It’s not enough that hospitals are banning free gifts of formula, or that the editor of Mothering magazine likened free gifts of formula to cigarettes, now the mayor of New York City is locking up formula at local hospitals, according to the New York Post. He says that he believes the maneuver will “encourage” new moms to breastfeed, but it sounds like the ultimate act of breastfeeding bullying to me.
As part of his Latch on NYC initiative, which launches September 3, the city will keep tabs on the number of bottles that participating hospitals stock and use, making it the most restrictive pro-breast-milk program in the nation, reports the Post.
More than half of the city’s 40 hospitals have also agreed to give up swag bags sporting formula-company logos, toss out formula-branded freebies, and document a medical reason for every bottle that a newborn receives.

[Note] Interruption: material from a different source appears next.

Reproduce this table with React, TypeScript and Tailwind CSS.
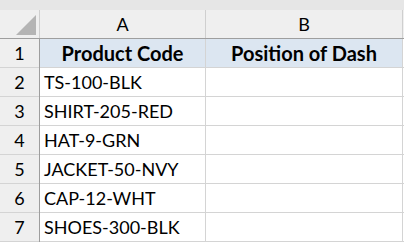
const rows = ["TS-100-BLK", "SHIRT-205-RED", "HAT-9-GRN", "JACKET-50-NVY", "CAP-12-WHT", "SHOES-300-BLK"]

function App() {
    return (
        <div className="w-[404px] h-[243px] bg-white overflow-hidden font-['Lato',sans-serif] text-black">
            <div className="h-[10px] bg-[#e6e6e6]" />
            <div className="grid grid-cols-[39px_1px_165px_1px_196px_1px_2px] grid-rows-[28px_1px_repeat(6,28px_1px)_28px_1px]">
                {/* header row */}
                <div className="bg-[#efefef] relative">
                    <div className="absolute right-[3px] bottom-[3px] w-0 h-0 border-l-[20px] border-l-transparent border-b-[20px] border-b-[#b4b4b4]" />
                </div>
                <div className="bg-[#cfcfcf]" />
                <div className="bg-[#efefef] flex items-center justify-center text-[18px] leading-none">A</div>
                <div className="bg-[#cfcfcf]" />
                <div className="bg-[#efefef] flex items-center justify-center text-[18px] leading-none">B</div>
                <div className="bg-[#cfcfcf]" />
                <div className="bg-[#efefef]" />
                <div className="bg-[#9e9e9e] col-span-7" />
                {/* row 1 */}
                <div className="bg-[#efefef] flex items-center justify-center text-[18px]">1</div>
                <div className="bg-[#9e9e9e]" />
                <div className="bg-[#dce6f1] flex items-center justify-center font-bold text-[20px]">Product Code</div>
                <div className="bg-[#d4d4d4]" />
                <div className="bg-[#dce6f1] flex items-center justify-center font-bold text-[20px]">Position of Dash</div>
                <div className="bg-[#d4d4d4]" />
                <div className="bg-white" />
                <div className="bg-[#d4d4d4]" />
                <div className="bg-[#9e9e9e]" />
                <div className="bg-[#d4d4d4] col-span-5" />
                {rows.map((r, i) => (
                    <>
                        <div key={"n" + i} className="bg-[#efefef] flex items-center justify-center text-[18px]">{i + 2}</div>
                        <div className="bg-[#9e9e9e]" />
                        <div className="flex items-center pl-[4px] text-[18px]">{r}</div>
                        <div className="bg-[#d4d4d4]" />
                        <div />
                        <div className="bg-[#d4d4d4]" />
                        <div />
                        <div className="bg-[#d4d4d4]" />
                        <div className="bg-[#9e9e9e]" />
                        <div className="bg-[#d4d4d4] col-span-5" />
                    </>
                ))}
            </div>
        </div>
    )
}

export default App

I live in New York City. Mason was born here. If I choose to give birth to another child in the city, I better pray that my child latches on immediately and is naturally perfect at nursing. Otherwise I’m going to have to negotiate with a nurse in order for my child to be fed (as I’m recuperating from a C-Section) and endure a “talking-to.” And what about that medical justification? Is one night of solid sleep following major abdominal surgery good enough, or will I need to somehow feign total incapacitation?
I breastfed Mason the entire time I was in the hospital, but I was grateful that he could get a bottle in the nursery at night so that I could have a couple of nights of solid sleep (and time to heal) before we were totally on our own with him.
Oh, and get this: If I get thirsty during all of this, I’ll need to watch what I drink because the major is also trying to ban large sizes of sugary drinks from being sold in NYC. What liberty will he rob from us next?
Policies like Latch on NYC do nothing but create more stress and anxiety for expectant mothers. If a mom is willing and able to breastfeed her child, she will. If she’s not, she should have a viable alternative without being put through a major guilt trip. Why should NYC’s mayor–or anyone else, for that matter–have the right to institute a policy that make a new mother’s time with her baby anything but joyful?